On the night of 14 August at 10 pm, as children were collecting water from a water point in Sa’a Square, opposite the Aleppo Governorate Building, a mortar shell landed. It claimed the lives of 12 children. Why did that happen? There is nothing in the world that can justify such a horrific loss of life, nor an attack on vital water infrastructure. It appears that water had itself become a deadly weapon. I burst into tears when I found out about the incident. It was a life changing experience. We immediately changed our water supply strategy to protect children and prevent them from collecting water on the streets.
During our first attempt at pumping water into the system, I was in New Aleppo District. I looked around and saw people from the community at their balconies, praying for this project to be successful. Looking up, I saw people who reminded me of my daughters, mother and grandmother. They are everyday people, just like the rest of us. That’s when a young girl around 10 years old approached me to thank me. Her name was Zizi. She said: “you speak like my father,” referring to my Egyptian accent. That’s when I realized we were fellow countrymen. Zizi was very outspoken – just like my daughters. We took several pictures which I shared with my family.

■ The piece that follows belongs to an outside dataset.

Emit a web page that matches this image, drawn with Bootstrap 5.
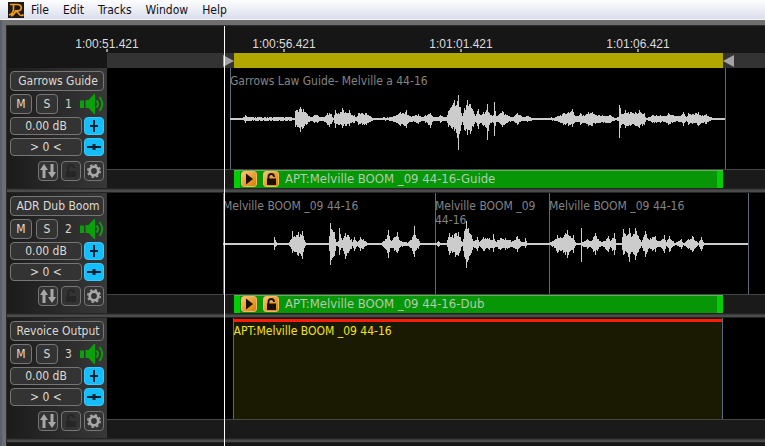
<!DOCTYPE html>
<html lang="en">
<head>
<meta charset="utf-8">
<meta name="viewport" content="width=device-width, initial-scale=1">
<title>Revoice session</title>
<link href="https://cdn.jsdelivr.net/npm/bootstrap@5.3.0/dist/css/bootstrap.min.css" rel="stylesheet">
<style>
  body { font-family: "DejaVu Sans Condensed", "Noto Sans", sans-serif; font-size: 12px; line-height: 14px; background: #161616; color: #d6d2cc; }
  button { font: inherit; }
  .menu-strip { height: 20px; padding-left: 8px; background: linear-gradient(#fdfdfe, #eef0f7 45%, #d9deec); border-bottom: 1px solid #f4f4f6; }
  .menu-strip a { color: #101018; }
  .menu-list { gap: 14px; margin-left: 7px; }
  .window-frame { border-left: 2px solid #56616f; background: #6e6e6e; padding: 5px 0 0 4px; }
  .session { border-left: 1px solid #2c2c2c; border-top: 1px solid #2c2c2c; background: #161616; }
  .side { width: 100px; flex: none; }
  .lane { flex: 1 1 0; min-width: 0; }
  .seg { flex-basis: 0; flex-shrink: 1; min-width: 0; }
  .ruler { height: 27px; font-family: "Liberation Sans", Arial, sans-serif; line-height: 14px; padding-top: 11px; }
  .ruler-label { width: 64px; margin-left: -32px; text-align: center; color: #dcdcdc; white-space: nowrap; }
  .ruler-label::after { content: ""; display: block; width: 2px; height: 3px; margin: -2px auto 0; background: #999; }
  .range { height: 15px; background: #333; }
  .range-fill { background: #b0a800; }
  .track-side { background: linear-gradient(90deg, #1b1b1b, #383838); padding: 3px 3px 0; }
  .tk { border: 1px solid #767676; border-radius: 4px; background: #333; color: #dedad4; padding: 0; line-height: 16px; }
  .tk-name { height: 20px; width: 94px; margin-bottom: 3px; padding-left: 2px; white-space: nowrap; }
  .tk-sq { height: 20px; width: 22px; }
  .tk-val { height: 18px; width: 72px; }
  .tk-blue { height: 18px; width: 20px; border-color: #35caff; background: #14bdfb; }
  .tk-ico { height: 20px; width: 20px; }
  .tk-row { margin-bottom: 3px; }
  .tk-last { gap: 3px; margin-top: 5px; }
  .tk svg, .spk svg { display: block; margin: auto; }
  .spk { width: 25px; height: 20px; border: 0; padding: 0; background: none; }
  .audio { height: 101px; background: #000; }
  .clip { color: #848484; }
  .clip, .clip-end { box-shadow: inset 1px 0 #5c6b7c; }
  .clip-name { padding-top: 6px; line-height: 14px; }
  .wave { fill: #ccc; }
  .apt-row { height: 19px; background: #1a1a1a; border-top: 1px solid #464646; }
  .apt { background: #069606; box-shadow: inset 0 1px #5cb45c, inset 6px 0 #06cc06, inset -6px 0 #06cc06; color: #b4ccb0; font-size: 13px; }
  .apt span { margin-left: 6px; }
  .apt-btn { width: 16px; height: 16px; border: 1px solid #f5b95c; border-radius: 3px; padding: 0; background: linear-gradient(135deg, #ffc36d, #d87c0a); }
  .apt-btn:first-child { margin-left: 7px; }
  .apt-btn + .apt-btn { margin-left: 6px; }
  .apt-btn svg { display: block; margin: auto; }
  .divider { height: 5px; background: linear-gradient(#242424 0 1px, #3a3a3a 1px 2px, #4b4b4b 2px 4px, #242424 4px); }
  .output { box-shadow: inset 1px 0 #5c6b7c, inset -1px 0 #5c6b7c; background: #1a1a02; color: #f6e316; padding: 1px 1px 0; }
  .output-bar { height: 3px; background: #ff1c06; margin-bottom: 2px; }
  .playhead-layer { left: 100px; right: 0; top: 0; bottom: 0; pointer-events: none; }
  .playhead { width: 1px; background: #fff; }
</style>
<script src="https://cdn.jsdelivr.net/npm/bootstrap@5.3.0/dist/js/bootstrap.bundle.min.js"></script>
</head>
<body class="d-flex flex-column min-vh-100 overflow-hidden">

<svg class="d-none" aria-hidden="true">
  <symbol id="i-speaker" viewBox="0 0 25 20"><path fill="#0aa00a" d="M1 6.500h4v7.500H1zM6.500 6h3l5.500-6h1v20h-1l-5.500-6h-3z"/><path d="M17.500 6.500q3 3.500 0 7M20.500 3q5.500 7 0 14" fill="none" stroke="#0aa00a" stroke-width="2"/></symbol>
  <symbol id="i-vol" viewBox="0 0 18 16"><path d="M9 2v12M5 8h8" stroke="#06222e" stroke-width="2" fill="none"/></symbol>
  <symbol id="i-pan" viewBox="0 0 18 16"><path d="M2 8h14" stroke="#06222e" stroke-width="2"/><path d="M7.500 5h3v6h-3z" fill="#06222e"/></symbol>
  <symbol id="i-arrows" viewBox="0 0 18 18"><path fill="#a8a8a8" d="M5 2l4 6H6.500v8h-3V8H1zM13 16l-4-6h2.500V2h3v8H17z"/></symbol>
  <symbol id="i-lock-off" viewBox="0 0 18 18"><path fill="#262626" d="M4 9h10v6H4z"/><path d="M6 9V6q0-3 3-3t3 3" fill="none" stroke="#262626" stroke-width="2"/></symbol>
  <symbol id="i-gear" viewBox="0 0 18 18"><circle cx="9" cy="9" r="4.300" fill="none" stroke="#a8a8a8" stroke-width="2.800"/><circle cx="9" cy="9" r="6.200" fill="none" stroke="#a8a8a8" stroke-width="1.600" stroke-dasharray="2.400 2.470"/></symbol>
  <symbol id="i-play" viewBox="0 0 14 14"><path d="M4 1.500l7 5.500-7 5.500z" fill="#1a0f02"/></symbol>
  <symbol id="i-lock" viewBox="0 0 14 14"><path fill="#1a0f02" d="M3 6.500h9V13H3z"/><path d="M4.500 7V4.500q0-2.500 2.700-2.500t2.800 2.500V5" fill="none" stroke="#1a0f02" stroke-width="1.800"/></symbol>
</svg>

<nav class="menu-strip d-flex align-items-center" aria-label="Main menu">
  <svg width="16" height="16" viewBox="0 0 16 16" role="img" aria-label="Revoice"><path fill="#1f1a14" d="M0 0h16v16H0z"/><path d="M2 2.500h8q3.300 .3 3.300 3.200t-3.300 3.200H8L12 13q1.500 1.300 3.500-.5M5.500 2.500V7q0 4.500-4.500 6M7.500 9Q7 12 3 14" fill="none" stroke="#f09a26" stroke-width="1.600"/></svg>
  <ul class="menu-list d-flex list-unstyled mb-0">
    <li><a class="text-decoration-none" href="#">File</a></li>
    <li><a class="text-decoration-none" href="#">Edit</a></li>
    <li><a class="text-decoration-none" href="#">Tracks</a></li>
    <li><a class="text-decoration-none" href="#">Window</a></li>
    <li><a class="text-decoration-none" href="#">Help</a></li>
  </ul>
</nav>

<main class="window-frame flex-grow-1 d-flex flex-column">
  <div class="session position-relative flex-grow-1">
    <div class="ruler d-flex">
      <div class="side"></div>
      <div class="lane d-flex">
        <div class="seg" style="flex-grow:177"><div class="ruler-label">1:00:51.421</div></div>
        <div class="seg" style="flex-grow:177"><div class="ruler-label">1:00:56.421</div></div>
        <div class="seg" style="flex-grow:177"><div class="ruler-label">1:01:01.421</div></div>
        <div class="seg" style="flex-grow:127"><div class="ruler-label">1:01:06.421</div></div>
      </div>
    </div>
    <div class="d-flex">
      <div class="side"></div>
      <div class="lane range d-flex">
        <div class="seg d-flex justify-content-end align-items-center" style="flex-grow:127"><svg width="11" height="12"><path d="M0 0l11 6-11 6z" fill="#a4a4a4"/></svg></div>
        <div class="seg range-fill" style="flex-grow:489"></div>
        <div class="seg d-flex align-items-center" style="flex-grow:42"><svg width="11" height="12"><path d="M11 0v12L0 6z" fill="#a4a4a4"/></svg></div>
      </div>
    </div>

    <section class="d-flex" aria-label="Garrows Guide">
      <div class="side track-side">
        <button class="tk tk-name d-block">Garrows Guide</button>
        <div class="tk-row d-flex align-items-center"><button class="tk tk-sq">M</button><button class="tk tk-sq ms-1">S</button><span class="flex-grow-1 text-center">1</span><button class="spk" aria-label="Monitor"><svg width="25" height="20"><use href="#i-speaker"/></svg></button></div>
        <div class="tk-row d-flex justify-content-between"><button class="tk tk-val">0.00 dB</button><button class="tk tk-blue" aria-label="Volume"><svg width="18" height="16"><use href="#i-vol"/></svg></button></div>
        <div class="tk-row d-flex justify-content-between"><button class="tk tk-val">&gt; 0 &lt;</button><button class="tk tk-blue" aria-label="Pan"><svg width="18" height="16"><use href="#i-pan"/></svg></button></div>
        <div class="tk-last d-flex justify-content-end"><button class="tk tk-ico" aria-label="Swap"><svg width="18" height="18"><use href="#i-arrows"/></svg></button><button class="tk tk-ico" aria-label="Lock"><svg width="18" height="18"><use href="#i-lock-off"/></svg></button><button class="tk tk-ico" aria-label="Settings"><svg width="18" height="18"><use href="#i-gear"/></svg></button></div>
      </div>
      <div class="lane">
        <div class="audio d-flex">
          <div class="seg" style="flex-grow:123"></div>
          <div class="seg clip position-relative" style="flex-grow:495" data-from="230" data-to="725" data-peaks="230:1 242:1 245:4 248:2 290:2 294:1 295:8 300:12/13 303:10/9 307:5 310:2 314:4 317:4 320:2 325:3 327:6 329:6/8 331:5 333:1 335:9 338:6 342:11/9 345:7 349:9/7 351:4 354:4 356:2 358:6 362:6 366:6 370:3 374:1 390:2 396:4 400:7 403:6 406:9 408:4 412:3 418:5 421:2 425:4 430:6/9 432:3 436:2 440:4 446:2 448:8 452:14/10 454:19/12 456:14 458:24/31 460:12 462:3 464:11 467:19/16 470:15 473:8 475:3 478:10 480:4 483:7 486:9 487:15/21 489:6 491:4 493:4 494:17 496:3 502:8 507:4 512:2 517:6 522:2 527:3 535:1 545:1 555:2 560:4 563:6 568:7 572:10/8 574:4 577:3 580:6 583:4 588:7 592:7 598:4 610:4 615:1 618:2 619:14/19 620:11/9 622:5 625:9 630:7 635:7 639:9 644:6 646:1 652:4 660:4 664:3 668:6 672:4 680:3 683:7 686:2 688:6 692:5 698:7 702:4 706:5 710:2 715:1 725:1">
            <div class="clip-name">Garrows Law Guide- Melville a 44-16</div>
          </div>
          <div class="seg clip-end" style="flex-grow:40"></div>
        </div>
        <div class="apt-row d-flex">
          <div class="seg" style="flex-grow:127"></div>
          <div class="seg apt d-flex align-items-center" style="flex-grow:489"><button class="apt-btn" aria-label="Play"><svg width="14" height="14"><use href="#i-play"/></svg></button><button class="apt-btn" aria-label="Unlock"><svg width="14" height="14"><use href="#i-lock"/></svg></button><span>APT:Melville BOOM _09 44-16-Guide</span></div>
          <div class="seg" style="flex-grow:42"></div>
        </div>
      </div>
    </section>
    <div class="divider"></div>

    <section class="d-flex" aria-label="ADR Dub Boom">
      <div class="side track-side">
        <button class="tk tk-name d-block">ADR Dub Boom</button>
        <div class="tk-row d-flex align-items-center"><button class="tk tk-sq">M</button><button class="tk tk-sq ms-1">S</button><span class="flex-grow-1 text-center">2</span><button class="spk" aria-label="Monitor"><svg width="25" height="20"><use href="#i-speaker"/></svg></button></div>
        <div class="tk-row d-flex justify-content-between"><button class="tk tk-val">0.00 dB</button><button class="tk tk-blue" aria-label="Volume"><svg width="18" height="16"><use href="#i-vol"/></svg></button></div>
        <div class="tk-row d-flex justify-content-between"><button class="tk tk-val">&gt; 0 &lt;</button><button class="tk tk-blue" aria-label="Pan"><svg width="18" height="16"><use href="#i-pan"/></svg></button></div>
        <div class="tk-last d-flex justify-content-end"><button class="tk tk-ico" aria-label="Swap"><svg width="18" height="18"><use href="#i-arrows"/></svg></button><button class="tk tk-ico" aria-label="Lock"><svg width="18" height="18"><use href="#i-lock-off"/></svg></button><button class="tk tk-ico" aria-label="Settings"><svg width="18" height="18"><use href="#i-gear"/></svg></button></div>
      </div>
      <div class="lane">
        <div class="audio d-flex">
          <div class="seg" style="flex-grow:116"></div>
          <div class="seg clip position-relative" style="flex-grow:212" data-from="223" data-to="435" data-peaks="223:1 273:1 274:7/6 276:2 278:1 288:1 291:5 292:13/9 294:8 298:12 300:10 302:13/15 304:4 306:1 328:1 330:21 332:14 334:12 336:2 338:3 339:16/11 342:4 345:11/15 348:9 351:5 352:2 354:7 357:2 360:7 363:5 368:1 380:1 385:5 388:14 390:4 394:7 397:12/9 400:3 408:2 410:4 412:7 414:18/13 416:6 418:5 420:1 435:1">
            <div class="clip-name">Melville BOOM _09 44-16</div>
          </div>
          <div class="seg clip position-relative" style="flex-grow:114" data-from="435" data-to="549" data-peaks="435:1 438:3 440:1 446:1 449:11 452:9 455:11/13 458:12 460:7 462:2 464:13 466:23/24 468:16 471:9 473:3 477:7 479:2 483:7 489:6 492:4 493:10/8 495:3 500:6 505:6 512:3 517:8 520:3 524:2 525:6/4 527:1 549:1">
            <div class="clip-name">Melville BOOM _09 44-16</div>
          </div>
          <div class="seg clip position-relative" style="flex-grow:199" data-from="549" data-to="748" data-peaks="549:1 554:4 557:9 560:7 565:11 567:14 569:8 573:9 575:2 579:1 580:1 581:16/18 582:2 587:5 590:3 595:11 598:5 602:2 608:8 610:3 614:11 616:1 621:1 623:15/11 627:9 629:16/18 632:8 635:16 638:8 641:2 645:13 648:5 652:7 655:8 657:3 662:5 664:9 666:2 669:8 675:1 681:5 683:1 688:5 692:8 698:1 701:7 704:1 748:1">
            <div class="clip-name">Melville BOOM _09 44-16</div>
          </div>
          <div class="seg clip-end" style="flex-grow:17"></div>
        </div>
        <div class="apt-row d-flex">
          <div class="seg" style="flex-grow:127"></div>
          <div class="seg apt d-flex align-items-center" style="flex-grow:489"><button class="apt-btn" aria-label="Play"><svg width="14" height="14"><use href="#i-play"/></svg></button><button class="apt-btn" aria-label="Unlock"><svg width="14" height="14"><use href="#i-lock"/></svg></button><span>APT:Melville BOOM _09 44-16-Dub</span></div>
          <div class="seg" style="flex-grow:42"></div>
        </div>
      </div>
    </section>
    <div class="divider"></div>

    <section class="d-flex" aria-label="Revoice Output">
      <div class="side track-side">
        <button class="tk tk-name d-block">Revoice Output</button>
        <div class="tk-row d-flex align-items-center"><button class="tk tk-sq">M</button><button class="tk tk-sq ms-1">S</button><span class="flex-grow-1 text-center">3</span><button class="spk" aria-label="Monitor"><svg width="25" height="20"><use href="#i-speaker"/></svg></button></div>
        <div class="tk-row d-flex justify-content-between"><button class="tk tk-val">0.00 dB</button><button class="tk tk-blue" aria-label="Volume"><svg width="18" height="16"><use href="#i-vol"/></svg></button></div>
        <div class="tk-row d-flex justify-content-between"><button class="tk tk-val">&gt; 0 &lt;</button><button class="tk tk-blue" aria-label="Pan"><svg width="18" height="16"><use href="#i-pan"/></svg></button></div>
        <div class="tk-last d-flex justify-content-end"><button class="tk tk-ico" aria-label="Swap"><svg width="18" height="18"><use href="#i-arrows"/></svg></button><button class="tk tk-ico" aria-label="Lock"><svg width="18" height="18"><use href="#i-lock-off"/></svg></button><button class="tk tk-ico" aria-label="Settings"><svg width="18" height="18"><use href="#i-gear"/></svg></button></div>
      </div>
      <div class="lane">
        <div class="audio d-flex">
          <div class="seg" style="flex-grow:126"></div>
          <div class="seg output" style="flex-grow:490"><div class="output-bar"></div>APT:Melville BOOM _09 44-16</div>
          <div class="seg" style="flex-grow:42"></div>
        </div>
        <div class="apt-row"></div>
      </div>
    </section>
    <div class="divider"></div>

    <div class="playhead-layer position-absolute d-flex">
      <div class="seg" style="flex-grow:117"></div>
      <div class="playhead"></div>
      <div class="seg" style="flex-grow:540"></div>
    </div>
  </div>
</main>

<script>
  // Draw each clip's waveform from its peak list ("time:up/down").
  document.querySelectorAll('[data-peaks]').forEach(function (clip) {
    var from = +clip.dataset.from, to = +clip.dataset.to, seed = from;
    var keys = clip.dataset.peaks.split(' ').map(function (k) {
      var p = k.split(':'), a = p[1].split('/');
      return [+p[0], +a[0], +(a[1] || a[0])];
    });
    function noise() { seed = (seed * 16807) % 2147483647; return 0.65 + 0.35 * seed / 2147483647; }
    noise(); noise();
    var d = '', i = 0;
    for (var x = from; x < to; x++) {
      while (i < keys.length - 2 && keys[i + 1][0] <= x) i++;
      var a = keys[i], b = keys[i + 1], t = (x - a[0]) / (b[0] - a[0]);
      var n = t === 0 ? 1 : noise(), m = t === 0 ? 1 : noise();
      var up = Math.max(1, Math.round((a[1] + (b[1] - a[1]) * t) * n));
      var dn = Math.max(1, Math.round((a[2] + (b[2] - a[2]) * t) * m));
      d += 'M' + (x - from) + ' ' + (51 - up) + 'h1v' + (up + dn) + 'h-1z';
    }
    clip.insertAdjacentHTML('beforeend', '<svg class="wave position-absolute top-0 start-0 w-100 h-100" preserveAspectRatio="none" shape-rendering="crispEdges" viewBox="0 0 ' + (to - from) + ' 101"><path d="' + d + '"/></svg>');
  });
</script>
</body>
</html>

I visited the 1070 housing complex in Aleppo several times. I remember the sight of children carrying jerry cans filled with water, not being able to walk with their backs straight. They would start with a full jerry can and continue to spill the water as they made their way up to the fifth story, ultimately reaching their apartments with virtually nothing left. I won’t forget the sight of those children who ended up with serious back injuries that may have resulted in permanent deformations.
Among the many people I met was a lady around the age of my mother. She was collecting water with two jerry cans in hand and heading to her apartment on the fifth floor. I asked myself: why does she have to put up with that? How is she capable of carrying this load? I simply started shedding tears. I immediately asked for her permission to help. I carried both jerry cans for her and she walked me to her apartment. When we finally reached her home, I was out of breath, hardly able to move my hands, and my back hurt. How did she endure that several times a day?!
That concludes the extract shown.